Stop peeking and stopping early. If you set up a fixed-horizon test and check it every day, you'll stop based on noise. Use sequential testing if you want to monitor continuously.

Stop testing small copy changes. "Click here" vs. "Get started" is unlikely to produce a statistically detectable difference at low traffic. Save that kind of test for when you have the traffic to do it properly.

Stop treating low-traffic CRO as a scaled-down version of high-traffic CRO. It's a different discipline: heavier on qualitative research, bigger bets, and faster iteration cycles based on leading indicators rather than statistically conclusive experiments.


The traffic catch-22 is real, but it's not a dead end.
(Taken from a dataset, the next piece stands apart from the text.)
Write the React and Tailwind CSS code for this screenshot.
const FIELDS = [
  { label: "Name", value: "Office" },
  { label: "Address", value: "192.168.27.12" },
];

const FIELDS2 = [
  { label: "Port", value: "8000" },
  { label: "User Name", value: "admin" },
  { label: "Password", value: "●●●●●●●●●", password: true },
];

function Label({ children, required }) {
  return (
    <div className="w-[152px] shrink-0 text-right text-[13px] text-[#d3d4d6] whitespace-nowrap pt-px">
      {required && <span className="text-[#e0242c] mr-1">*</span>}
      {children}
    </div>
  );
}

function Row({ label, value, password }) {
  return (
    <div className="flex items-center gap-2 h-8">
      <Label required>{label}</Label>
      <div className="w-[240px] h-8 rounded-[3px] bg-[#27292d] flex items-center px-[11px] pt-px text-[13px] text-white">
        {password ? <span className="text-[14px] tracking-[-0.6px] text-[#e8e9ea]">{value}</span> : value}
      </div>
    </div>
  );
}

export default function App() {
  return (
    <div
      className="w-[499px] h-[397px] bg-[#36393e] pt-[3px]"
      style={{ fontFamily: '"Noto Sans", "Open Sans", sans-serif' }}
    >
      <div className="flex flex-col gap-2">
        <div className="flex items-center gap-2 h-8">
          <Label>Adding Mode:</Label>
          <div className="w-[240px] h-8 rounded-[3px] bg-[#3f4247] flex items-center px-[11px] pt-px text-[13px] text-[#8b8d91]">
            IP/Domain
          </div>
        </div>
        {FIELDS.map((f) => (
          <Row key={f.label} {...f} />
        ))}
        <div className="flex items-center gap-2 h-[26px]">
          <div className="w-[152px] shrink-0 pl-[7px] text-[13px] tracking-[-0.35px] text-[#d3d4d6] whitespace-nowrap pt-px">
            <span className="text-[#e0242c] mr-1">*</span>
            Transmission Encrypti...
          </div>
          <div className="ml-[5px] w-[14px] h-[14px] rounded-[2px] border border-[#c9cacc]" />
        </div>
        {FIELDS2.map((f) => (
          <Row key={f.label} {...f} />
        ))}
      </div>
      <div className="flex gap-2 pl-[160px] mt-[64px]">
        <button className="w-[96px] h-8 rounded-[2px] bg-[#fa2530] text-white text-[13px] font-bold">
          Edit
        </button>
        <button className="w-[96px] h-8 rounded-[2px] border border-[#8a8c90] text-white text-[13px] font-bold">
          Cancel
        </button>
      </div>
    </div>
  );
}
Low-traffic CRO is harder than running clean experiments at scale, but the teams that figure it out often build a stronger intuition for what actually moves users — because they're forced to think carefully about every change rather than relying on statistical machinery to sort signal from noise.

Start with qualitative research. Make bigger bets. Use the statistical tools designed for your situation — and if you want the algorithm to handle the decision layer for you, adaptive platforms like Surface AI are built specifically for the kind of continuous, low-overhead optimization that works when traffic is the constraint. Stop running tests that were never going to tell you anything useful.